The industry structure is defined by high supplier power. Content owners recognize that streaming is no longer a secondary revenue stream but a primary threat to their cable business. This realization has led to a 300 percent increase in content liabilities for Netflix in one year. Rivalry is increasing as Amazon and Hulu utilize different business models to subsidize content acquisition. Netflix lacks the diversified revenue of Amazon or the hardware integration of Apple, making subscriber growth the only viable path to service its debt.
| Option | Rationale | Trade-offs |
|---|---|---|
| Vertical Integration | Produce original series to bypass studio licensing fees and build brand equity. | High upfront capital risk; success is hit-driven and unpredictable. |
| Aggressive International Expansion | Amortize content costs over a much larger global subscriber base. | Localized content requirements and varying regulatory hurdles in each market. |
| Niche Specialization | Abandon mass-market aspirations to focus on high-margin independent and international cinema. | Limits total addressable market; unlikely to satisfy investor growth expectations. |
Netflix must prioritize vertical integration through original content production. The current model of licensing third-party libraries is structurally flawed because the value created by Netflix data accrues to the content owners during contract renewals. By owning the IP, Netflix converts a variable licensing cost into a fixed production cost that scales with subscriber growth. This must be paired with rapid international expansion to ensure the cost per subscriber remains competitive against Amazon.

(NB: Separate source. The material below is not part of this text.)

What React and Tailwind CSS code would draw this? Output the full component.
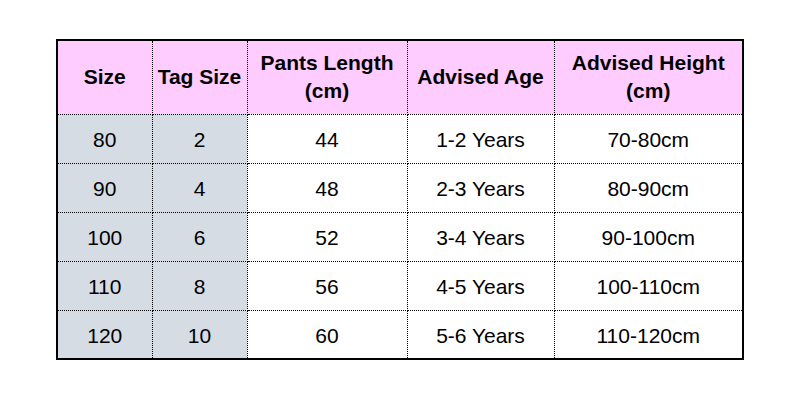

The execution will follow a staggered release schedule to manage cash flow. Rather than a global simultaneous launch of all originals, Netflix will pilot content in the domestic market to validate the data-driven greenlighting process. Contingency plans include licensing original IP to international broadcasters in markets where Netflix has not yet launched to recoup production costs early.
Netflix must immediately pivot from a distribution utility to a media production powerhouse. The 3.9 billion USD in content liabilities represents a structural trap where studios capture all surplus value. Survival depends on owning the intellectual property and scaling globally to amortize costs. The DVD business is a legacy asset that should be managed for cash to fund the streaming transition. Success will be determined by whether Netflix can become HBO faster than HBO can become Netflix.
The most consequential unchallenged premise is that data analytics can consistently predict creative success. While algorithms identify what users watched, they cannot account for the cultural zeitgeist or the inherent volatility of artistic production. Over-reliance on data risks producing formulaic content that fails to generate the water-cooler effect necessary for organic subscriber growth.
The team failed to consider a strategic partnership or merger with a struggling traditional studio. Acquiring a library like MGM or Lionsgate would provide immediate ownership of thousands of titles and production infrastructure at a lower cost than building a studio from the ground up. This would provide the defensive moat needed while the original content strategy matures.